Section: News

Kenyon’s first social media director departs after two years

Kenyon’s first social media director departs after two years

Josh Fitzwater, Kenyon’s first social media director, had the opportunity to create the College’s social media personality from scratch.

By Madeleine Thompson

After two years as Kenyon’s social media director, Josh Fitzwater will leave his post on Feb. 14 to become director of digital strategy and accounts for Cement Marketing in Columbus. Fitzwater was Kenyon’s first social media director, and has been responsible for developing the College’s presence on Twitter, Facebook and YouTube, and for facilitating the transition from a print to a digital focus. His posts have reached prospective students, alumni and parents who want to follow Kenyon online.

Fitzwater saw Kenyon’s call for a social media director online while working as a copywriter and social media manager at Franklin University in Columbus. He applied the day before its application closed and was called to the Hill the same week. “[I] had a seven hour interview with just about everybody who was alive on campus,” Fitzwater said. “They didn’t know what to expect with a social media person — if this person was just going to manage content or if they were going to move the needle forward.” He was, of course, hoping to do the latter, especially because Kenyon was not noticeable as an online entity at the time. What really convinced him to take the job was the offer of the “keys to the castle” in terms of digital marketing. “I had a lot of creative freedom,” Fitzwater said.
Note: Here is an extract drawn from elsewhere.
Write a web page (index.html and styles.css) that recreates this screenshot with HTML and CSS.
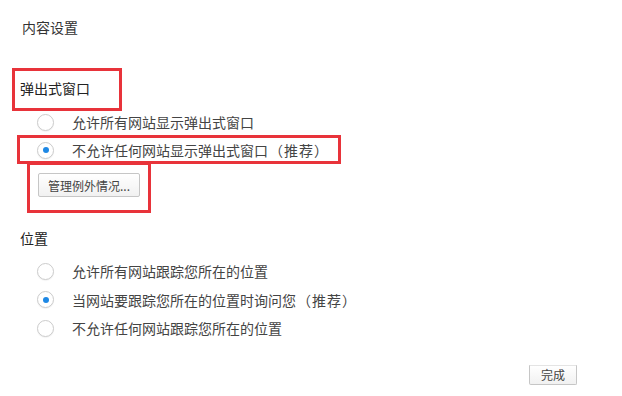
FILE: index.html
```html
<!DOCTYPE html>
<html lang="zh-CN">
<head>
    <meta charset="UTF-8">
    <title>内容设置</title>
    <link rel="stylesheet" href="styles.css">
</head>
<body>
    <div class="page">
        <div class="page-title">内容设置</div>

        <!-- 弹出式窗口 -->
        <div class="section popups">
            <div class="section-title">弹出式窗口</div>
            <div class="option-list">
                <label class="option"><span class="radio"></span>允许所有网站显示弹出式窗口</label>
                <label class="option"><span class="radio checked"></span>不允许任何网站显示弹出式窗口<span class="hint">（推荐）</span></label>
            </div>
            <button class="btn btn-exceptions">管理例外情况...</button>
        </div>

        <!-- 位置 -->
        <div class="section location">
            <div class="section-title">位置</div>
            <div class="option-list">
                <label class="option"><span class="radio"></span>允许所有网站跟踪您所在的位置</label>
                <label class="option"><span class="radio checked"></span>当网站要跟踪您所在的位置时询问您<span class="hint">（推荐）</span></label>
                <label class="option"><span class="radio"></span>不允许任何网站跟踪您所在的位置</label>
            </div>
        </div>

        <div class="footer">
            <button class="btn btn-done">完成</button>
        </div>

        <!-- annotation boxes -->
        <div class="mark mark-heading"></div>
        <div class="mark mark-option"></div>
        <div class="mark mark-button"></div>
    </div>
</body>
</html>
```

FILE: styles.css
```css
:root {
    --text-color: #333333;
    --option-color: #444444;
    --radio-border: #cccccc;
    --radio-dot: #1e88e5;
    --mark-color: #e8333a;
}

body {
    margin: 0;
    background: #ffffff;
    font-family: "Noto Sans CJK SC", "Noto Sans", sans-serif;
    color: var(--text-color);
}

.page {
    position: relative;
    width: 622px;
    height: 396px;
    padding: 0 20px;
    box-sizing: border-box;
}

.page-title {
    padding: 17px 0 0 2px;
    font-size: 14px;
    line-height: 20px;
}

.section-title {
    font-size: 14px;
    line-height: 20px;
    color: #222222;
}

.popups {
    margin-top: 41px;
}

.location {
    margin-top: 31px;
}

.option-list {
    display: flex;
    flex-direction: column;
    margin-top: 10px;
}

.location .option-list {
    margin-top: 9px;
}

.option {
    display: flex;
    align-items: center;
    height: 28px;
    font-size: 14px;
    color: var(--option-color);
}

.location .option {
    height: 28.5px;
}

.hint {
    letter-spacing: 1px;
    padding-left: 1px;
}

.radio {
    position: relative;
    width: 17px;
    height: 17px;
    margin: 0 18px 0 17px;
    border: 1px solid var(--radio-border);
    border-radius: 50%;
    box-sizing: border-box;
    background: #ffffff;
    box-shadow: 0 1px 1px rgba(0, 0, 0, 0.05);
}

.radio.checked::after {
    content: '';
    position: absolute;
    left: 4.5px;
    top: 4.5px;
    width: 6px;
    height: 6px;
    border-radius: 50%;
    background: var(--radio-dot);
}

.btn {
    padding: 0 9px;
    border: 1px solid #c6c6c6;
    border-radius: 2px;
    background: linear-gradient(#ffffff, #f1f1f1);
    font-family: inherit;
    font-size: 12px;
    color: #444444;
    cursor: pointer;
}

.btn-exceptions {
    height: 24px;
    margin: 9px 0 0 18px;
}

.footer {
    display: flex;
    justify-content: flex-end;
    margin-top: 22px;
    padding-right: 25px;
}

.btn-done {
    width: 48px;
    height: 20px;
    padding: 0;
    border-top-color: #e4e4e4;
    border-radius: 0 0 2px 2px;
}

.mark {
    position: absolute;
    border: 3px solid var(--mark-color);
    box-sizing: border-box;
}

.mark-heading { left: 12px; top: 68px; width: 110px; height: 43px; }
.mark-option { left: 17px; top: 135px; width: 324px; height: 29px; }
.mark-button { left: 27px; top: 162px; width: 124px; height: 51px; }
```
During his time at Kenyon, Fitzwater has worked with several different Kenyon departments to promote their brands. One of these collaborations resulted in the blog “Acceptance Letters: Parents, College and Letting Go,” to which Dean of Admissions and Financial Aid Jennifer Delahunty is a contributor.

“I just felt like we needed to more directly address parents, because if you give them appropriate information I think they’ll understand their role in the whole process,” said Delahunty, who has worked with Fitzwater on several projects. “[Fitzwater] was part of the whole integrated marketing plan, and when we do something in print or in email he would put it out into the social networking sphere. We didn’t have a Twitter account before Josh showed up.”

The project Fitzwater calls the “feather in his cap,” however, is the layout of the Along Middle Path section of the Kenyon website. “[Along Middle Path] is a content aggregator that … gives us the ability to post stuff in real time,” Fitzwater said, calling it Kenyon’s “CNN page.”

In addition to that, Fitzwater enjoyed getting to write for the 18 promotional videos author John Green ’00 filmed at Kenyon and shot in the short span of two and a half hours. “I got to put my John Green hat on,” he said.

Unfortunately, the things Fitzwater did not get to accomplish are “like everything.” One idea that did not come to fruition was to have an interactive prospectus, or playbook, for prospective students. Fitzwater wanted to create a prospectus where, for example, visitors could “flick the weathervane on top of Peirce” and it would spin. This, in addition to having a Kenyon smartphone app, is not in the cards. “We realized that the website we were creating sort of does [what we wanted an app to do],” he said. “[The website] is really mobile friendly and has a lot of the same information.”

As for his replacement, Fitzwater hopes Kenyon is “able to keep the needle going forward and do really cool stuff. I think we’ve barely scratched the surface of what we can do digitally.”